Raw data
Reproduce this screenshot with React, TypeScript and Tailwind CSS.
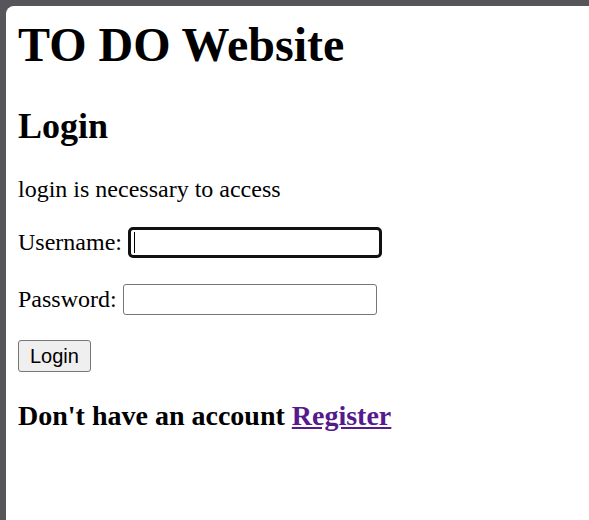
import React, { useState } from 'react';

const App = () => {
  const [username, setUsername] = useState('');
  const [password, setPassword] = useState('');

  return (
    <div className="min-h-screen w-full bg-[#55555a] pt-[6px] pl-[6px]">
      <div className="min-h-[514px] bg-white rounded-tl-[8px] px-[12px] pt-[12px] text-black font-['Liberation_Serif',serif]">
        <h1 className="text-[48px] leading-[53px] font-bold">TO DO Website</h1>

        <h2 className="mt-[35px] text-[36px] leading-[40px] font-bold">Login</h2>

        <p className="mt-[30px] text-[24px] leading-[27px]">login is necessary to access</p>

        <form onSubmit={(e) => e.preventDefault()}>
          <div className="mt-[24px] flex items-center gap-[6px]">
            <label className="text-[24px] leading-[27px]">Username:</label>
            <div className="relative">
              <input
                type="text"
                value={username}
                onChange={(e) => setUsername(e.target.value)}
                className="block w-[254px] h-[31px] px-[4px] border-[3px] border-[#111] rounded-[5px] bg-white text-[20px] font-['Liberation_Sans',sans-serif] outline-none"
              />
              {username === '' && (
                <span className="absolute left-[6px] top-[5px] w-[1px] h-[21px] bg-black" />
              )}
            </div>
          </div>

          <div className="mt-[26px] flex items-center gap-[6px]">
            <label className="text-[24px] leading-[27px]">Password:</label>
            <input
              type="password"
              value={password}
              onChange={(e) => setPassword(e.target.value)}
              className="block w-[254px] h-[31px] px-[4px] border border-[#767676] rounded-[3px] bg-white text-[20px] font-['Liberation_Sans',sans-serif] outline-none"
            />
          </div>

          <button
            type="submit"
            className="mt-[25px] block h-[32px] px-[11px] border border-[#767676] rounded-[3px] bg-[#efefef] text-[20px] leading-[30px] font-['Liberation_Sans',sans-serif] text-black"
          >
            Login
          </button>
        </form>

        <h3 className="mt-[28px] text-[28px] leading-[31px] font-bold">
          Don't have an account{' '}
          <a href="#" className="text-[#551a8b] underline">
            Register
          </a>
        </h3>
      </div>
    </div>
  );
};

export default App;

What is expected
Repeat the material above verbatim, with no pictures in the output.

Exercise solution
Reproduce this screenshot with React, TypeScript and Tailwind CSS.
import React, { useState } from 'react';

const App = () => {
  const [username, setUsername] = useState('');
  const [password, setPassword] = useState('');

  return (
    <div className="min-h-screen w-full bg-[#55555a] pt-[6px] pl-[6px]">
      <div className="min-h-[514px] bg-white rounded-tl-[8px] px-[12px] pt-[12px] text-black font-['Liberation_Serif',serif]">
        <h1 className="text-[48px] leading-[53px] font-bold">TO DO Website</h1>

        <h2 className="mt-[35px] text-[36px] leading-[40px] font-bold">Login</h2>

        <p className="mt-[30px] text-[24px] leading-[27px]">login is necessary to access</p>

        <form onSubmit={(e) => e.preventDefault()}>
          <div className="mt-[24px] flex items-center gap-[6px]">
            <label className="text-[24px] leading-[27px]">Username:</label>
            <div className="relative">
              <input
                type="text"
                value={username}
                onChange={(e) => setUsername(e.target.value)}
                className="block w-[254px] h-[31px] px-[4px] border-[3px] border-[#111] rounded-[5px] bg-white text-[20px] font-['Liberation_Sans',sans-serif] outline-none"
              />
              {username === '' && (
                <span className="absolute left-[6px] top-[5px] w-[1px] h-[21px] bg-black" />
              )}
            </div>
          </div>

          <div className="mt-[26px] flex items-center gap-[6px]">
            <label className="text-[24px] leading-[27px]">Password:</label>
            <input
              type="password"
              value={password}
              onChange={(e) => setPassword(e.target.value)}
              className="block w-[254px] h-[31px] px-[4px] border border-[#767676] rounded-[3px] bg-white text-[20px] font-['Liberation_Sans',sans-serif] outline-none"
            />
          </div>

          <button
            type="submit"
            className="mt-[25px] block h-[32px] px-[11px] border border-[#767676] rounded-[3px] bg-[#efefef] text-[20px] leading-[30px] font-['Liberation_Sans',sans-serif] text-black"
          >
            Login
          </button>
        </form>

        <h3 className="mt-[28px] text-[28px] leading-[31px] font-bold">
          Don't have an account{' '}
          <a href="#" className="text-[#551a8b] underline">
            Register
          </a>
        </h3>
      </div>
    </div>
  );
};

export default App;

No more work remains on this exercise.